Yu Maochun said: “These are not isolated incidents, but a consistent operational pattern: sign first, take first, selectively comply, and evade responsibility indefinitely.”
“This is not a cultural difference, nor a diplomatic misunderstanding, but the nature of communism,” Yu Maochun said. “Put (Communist) China into any major field—trade, security, human rights, regional diplomacy—and you will see the same fixed pattern: sign agreements to get benefits; once the benefits are in hand, reinterpret the obligations of compliance, dilute them step by step, and finally discard them outright.”
The CCP does not occasionally cross the line; it systematically violates international agreements. The article notes that the international order rests on one most basic premise: that law can constrain power. All countries recognize rules and act accordingly. But the CCP fundamentally denies this premise. And it does not occasionally cross the line; it persistently, deliberately, systematically, and institutionally violates international agreements.
3. On U.S.–China trade
On October 27, 1960 (the 45th year of the Republic of China), Chiang Kai-shek gave an interview to the American writer Judd Way, during which he discussed U.S.–China trade.
Reporter: At present, there are quite a few voices within the United States advocating for easing trade restrictions with the Communist bandits. Would Your Excellency care to offer some views on this?
Answer: If the United States were to relax its current trade restrictions on the bandits, it would be tantamount to handing a sharp blade to the enemy. Even if the relaxed trade were limited to non-strategic materials, supplying the Communist bandits’ economic needs would thereby assist them in expanding their war-making capacity, which would be unwise. Moreover, the distinction between strategic and non-strategic materials is not permanently fixed; a non-strategic item can easily acquire strategic value. When Japanese militarists launched a surprise attack on Pearl Harbor in 1941, the fuel used by their aircraft was American gasoline, and the bombs they dropped were made from American scrap iron. This historical fact should not be lightly forgotten.
In his letter to American elites, Yu Maochun said, “For China (the CCP), WTO rules were never meant to restrain the Communist Party’s interference in the free-trade market economy; they were meant to fatten the Communist Party and strengthen it.”

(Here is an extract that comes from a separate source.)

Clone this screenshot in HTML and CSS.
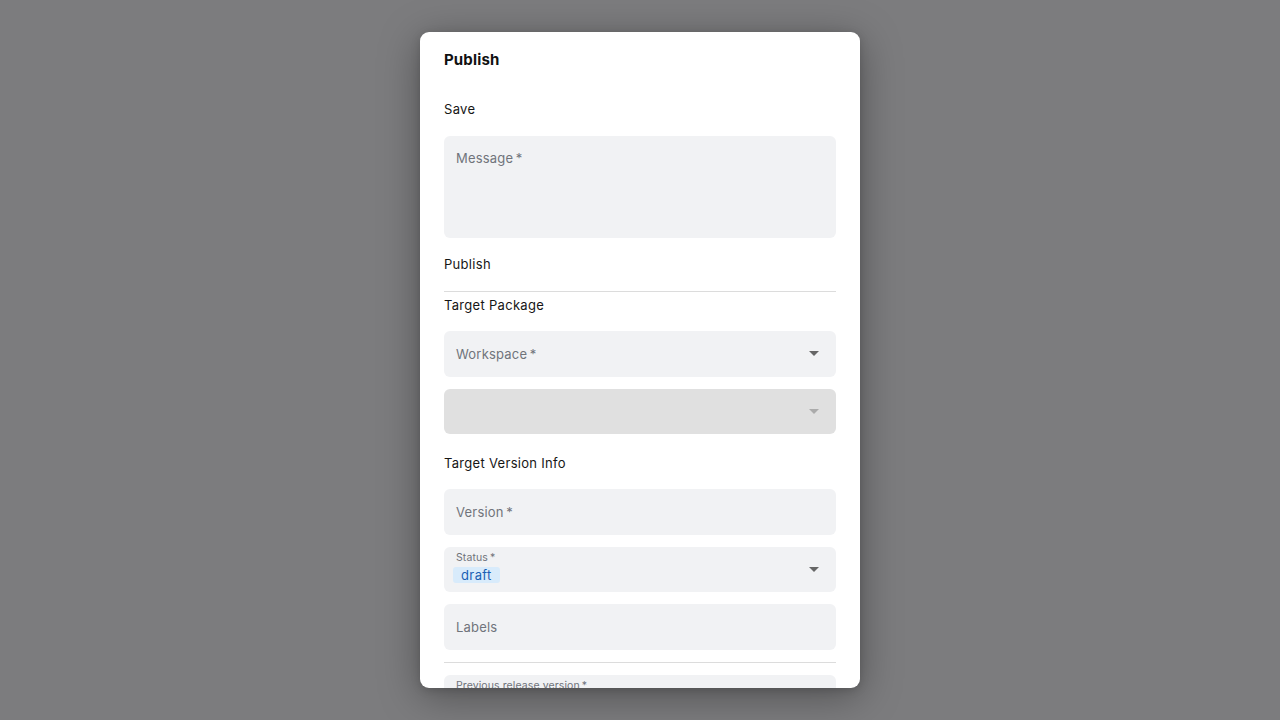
FILE: index.html
```html
<!DOCTYPE html>
<html>
<head>
<meta charset="utf-8">
<link rel="stylesheet" href="styles.css">
</head>
<body>
<div class="overlay">
  <div class="dialog">
    <div class="title">Publish</div>
    <div class="section save-head">Save</div>
    <div class="textarea"><span class="ph">Message&thinsp;*</span></div>
    <div class="section publish-head">Publish</div>
    <div class="divider"></div>
    <div class="section pkg-head">Target Package</div>
    <div class="fields">
      <div class="field select"><span class="ph">Workspace&thinsp;*</span><span class="arrow"></span></div>
      <div class="field select disabled"><span></span><span class="arrow"></span></div>
    </div>
    <div class="section ver-head">Target Version Info</div>
    <div class="fields">
      <div class="field"><span class="ph">Version&thinsp;*</span></div>
      <div class="field select status">
        <div class="stack">
          <span class="small">Status&thinsp;*</span>
          <span class="chip">draft</span>
        </div>
        <span class="arrow"></span>
      </div>
      <div class="field"><span class="ph">Labels</span></div>
      <div class="divider"></div>
      <div class="field prev"><span class="small">Previous release version&thinsp;*</span></div>
    </div>
  </div>
</div>
</body>
</html>
```

FILE: styles.css
```css
* { box-sizing: border-box; }
html, body { margin: 0; padding: 0; }
body {
  width: 1280px;
  height: 720px;
  background: #7c7c7e;
  font-family: Inter, "Noto Sans", sans-serif;
  color: #111;
  overflow: hidden;
}
.overlay {
  height: 720px;
  display: flex;
  justify-content: center;
  padding-top: 32px;
}
.dialog {
  width: 440px;
  height: 656px;
  background: #fff;
  border-radius: 9px;
  box-shadow: 0 8px 40px rgba(0,0,0,0.35), 0 2px 10px rgba(0,0,0,0.15);
  padding: 18px 24px 0;
  overflow: hidden;
  display: flex;
  flex-direction: column;
}
.title {
  font-size: 15px;
  line-height: 20px;
  font-weight: 700;
  letter-spacing: 0.15px;
  color: #111;
}
.section {
  font-size: 13px;
  line-height: 20px;
  letter-spacing: 0.3px;
  color: #161616;
}
.save-head { margin-top: 29px; }
.textarea {
  margin-top: 17px;
  height: 102px;
  background: #f1f2f4;
  border-radius: 6px;
  padding: 11px 12px;
  flex-shrink: 0;
}
.ph {
  font-size: 13px;
  line-height: 18px;
  letter-spacing: 0.2px;
  color: #70747b;
}
.publish-head { margin-top: 16px; }
.divider {
  height: 1px;
  background: #dcdcdc;
  flex-shrink: 0;
}
.publish-head + .divider { margin-top: 17px; }
.pkg-head { margin-top: 3px; }
.fields {
  display: flex;
  flex-direction: column;
  gap: 12px;
  margin-top: 16px;
}
.field {
  height: 45.5px;
  flex-shrink: 0;
  background: #f1f2f4;
  border-radius: 6px;
  padding: 0 17px 0 12px;
  display: flex;
  align-items: center;
  justify-content: space-between;
}
.field.disabled { background: #e0e0e0; }
.arrow {
  width: 0;
  height: 0;
  border-left: 5px solid transparent;
  border-right: 5px solid transparent;
  border-top: 5px solid #666;
}
.disabled .arrow { border-top-color: #ababab; }
.ver-head { margin-top: 19px; }
.status .stack {
  align-self: flex-start;
  padding-top: 5px;
  display: flex;
  flex-direction: column;
  align-items: flex-start;
}
.small {
  font-size: 10.5px;
  line-height: 12px;
  letter-spacing: 0.1px;
  color: #6f737a;
}
.chip {
  margin-left: -3px;
  margin-top: 3px;
  background: #d8ebfb;
  color: #1a5fb4;
  font-size: 13px;
  line-height: 16px;
  letter-spacing: 0.4px;
  padding: 0 8px;
  border-radius: 3px;
}
.prev {
  align-items: flex-start;
  padding-top: 5px;
}
```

“China’s (Communist China’s) role within international institutions—allowing China to join the World Trade Organization (WTO) back then—was based on the CCP’s own promises and on fantasies about ‘what it might become,’ not on the reality of the CCP’s political and economic system at the time. The result was that the entire system of international free trade was corrupted by the CCP.”

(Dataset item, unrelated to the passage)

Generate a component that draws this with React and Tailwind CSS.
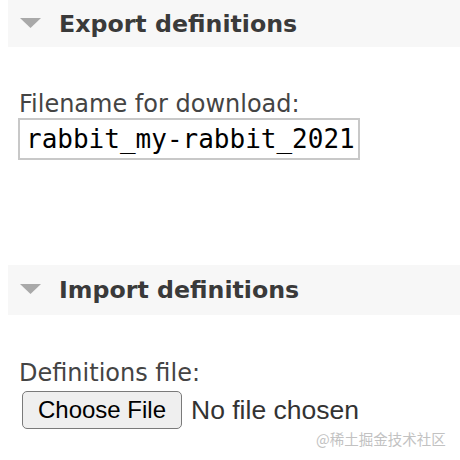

“This mistake must not be repeated,” he said. “Where compliance cannot be enforced, entry should not be allowed; where obligations are ignored, privileges must be withdrawn. This is not hostility, but basic risk management.”

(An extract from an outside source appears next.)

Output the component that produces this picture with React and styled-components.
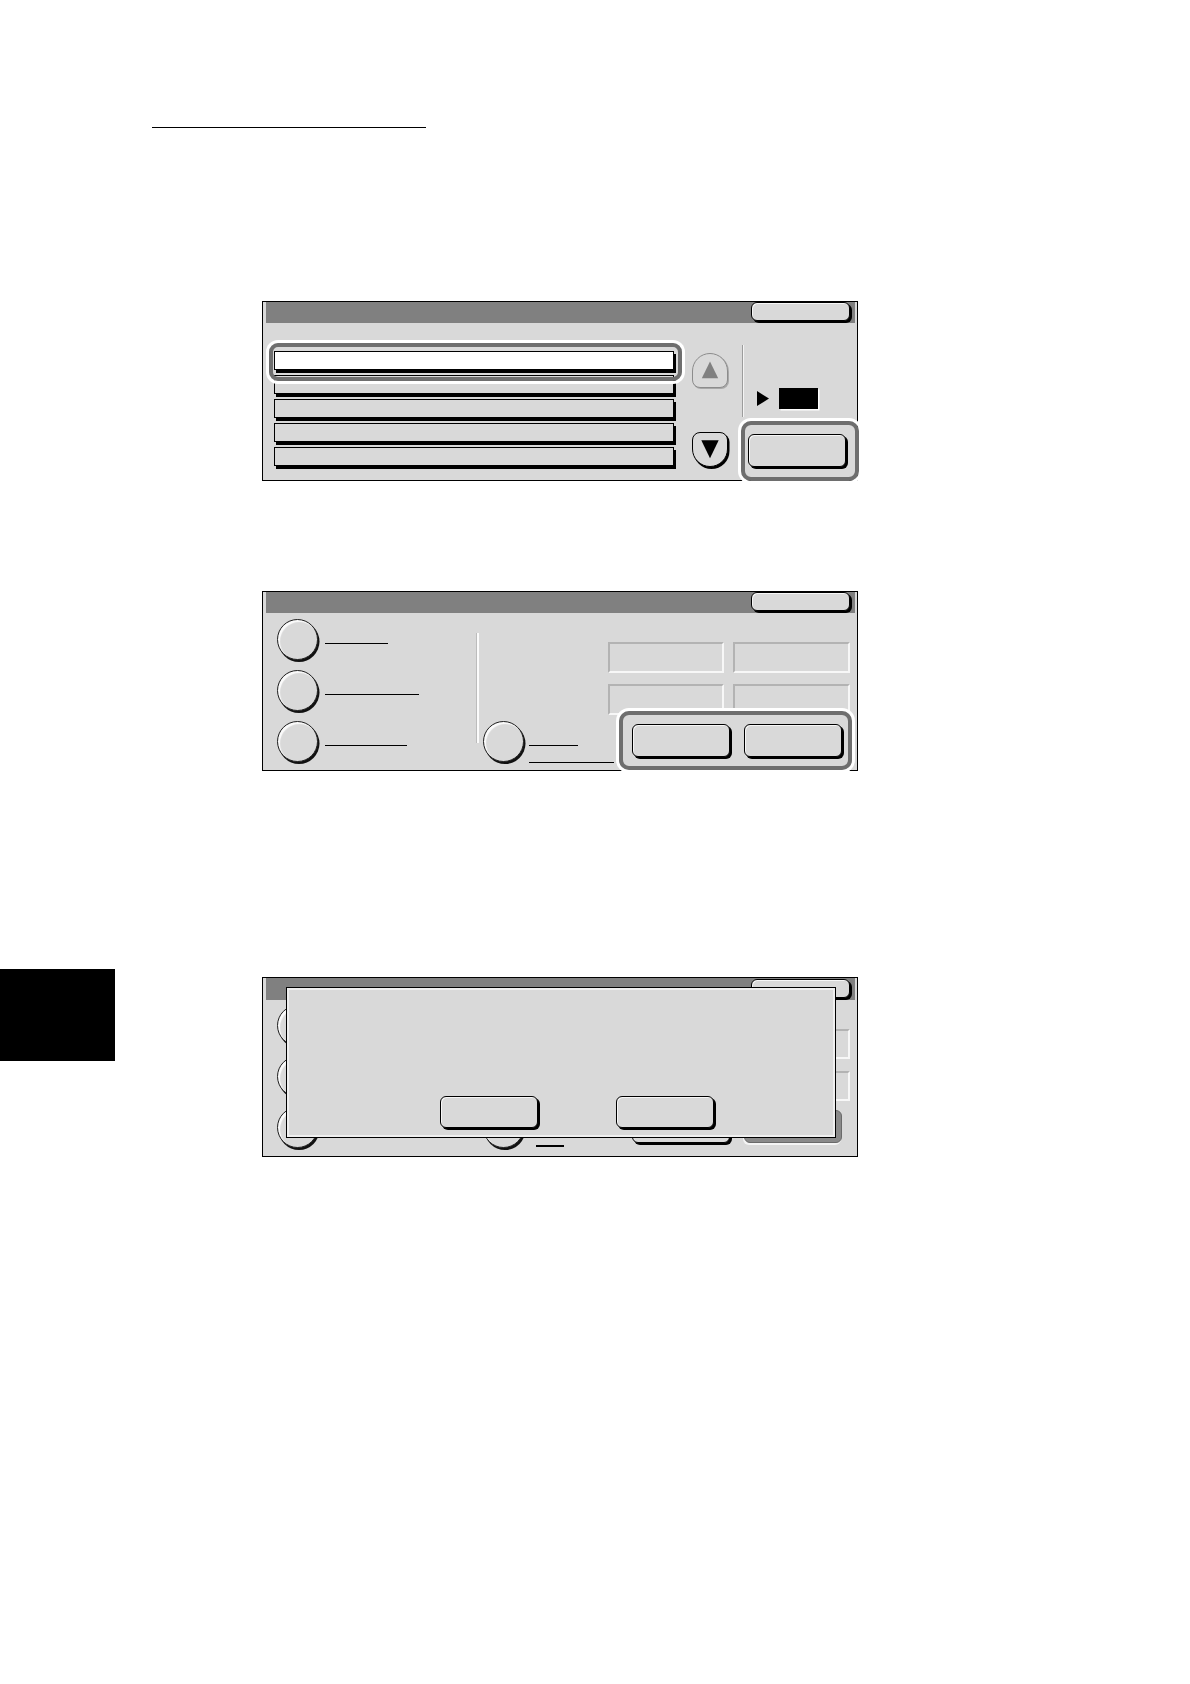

4. Completely abandon illusions about the CCP
Reporter: It is said that the Communist bandits are making large-scale efforts in Southeast Asia to win support and are launching a massive smile-offensive. Has there been a significant change in their strategy compared with before? Are the Communist bandits following the so-called softening line of the Russian empire?
Answer: The Communist bandits have indeed recently put on smiling masks. This merely indicates that they believe that, under current conditions, adopting a smile-offensive will yield greater results than military aggression. In fact, their smile-offensive and their use of force are both forms of aggression.
The Communist bandits will continue to use sweet words to lull the world into a false sense of security, and then, with their final blow, achieve their goal of conquering the world. Even judging only from the present, it is difficult to say that the Communist bandits have completely abandoned the use of force. Their recent dispatch of troops to invade border areas of Burma demonstrates that whenever they anticipate no strong resistance, they can launch armed aggression at any time.
In his letter to American elites, Yu Maochun said that even today, in Washington, Brussels, and several European capitals, there are still people—though fewer in number—who stubbornly believe that the Chinese Communist Party can still be “persuaded” into making a big deal; that as long as talks last long enough and the posture is gentle enough, Beijing might be convinced to “help” end the wars in Ukraine or the Middle East, stabilize global markets, and even correct the trade imbalances and intellectual property theft that the CCP has spent decades deliberately creating.
Yu Maochun pointed out that in this line of thinking, China under CCP rule is not the main driver of global turmoil, but rather an indispensable partner that will repay patience and cultivation if only it is given time.
Yu Maochun said: “For decades, Western China policy has relied on wishful thinking—believing that engagement and participation would make the CCP more moderate, believing that CCP promises represented sincerity, and believing that tomorrow’s (Communist) China would fulfill today’s promises.”
“The problem is that this belief still exists not because there is solid evidence to support it, but because admitting it was wrong is emotionally painful. It would amount to admitting that the core post–Cold War Western assumption—that ‘engagement would bring change’—collapsed long ago. To put it more bluntly, you thought you were inviting it into the ‘house,’ but instead you invited the wolf into the living room.”
Conclusion
Sixty-five years ago, Chiang Kai-shek issued a warning to the United States in his “sermon”:
“In the grand plan by which the communists seek to conquer the world, they regard the United States as their principal enemy, and they are determined to belittle it, slander it, and destroy it. Unless the American people clearly recognize this urgent danger and take the necessary measures to fight or contain it, not only their free way of life, but also Christianity, which occupies a most important place in the lives of their entire nation, will together be enslaved and buried.”
Regrettably, even today, Western society’s general understanding of the nature of the CCP, and its recognition of the CCP as a mortal enemy and public enemy of both the United States and humanity, have not reached the depth and level attained by Chiang Kai-shek.
The two men, in issuing warnings to the United States, in fact acted as America’s “whistleblowers.” And the purpose of this article is to fuse the whistles that span sixty-five years of time and space into a three-dimensional symphony, to transmit it to the ears of American elites, so that in their life-and-death confrontation with the CCP, they may gain a little more clarity of mind.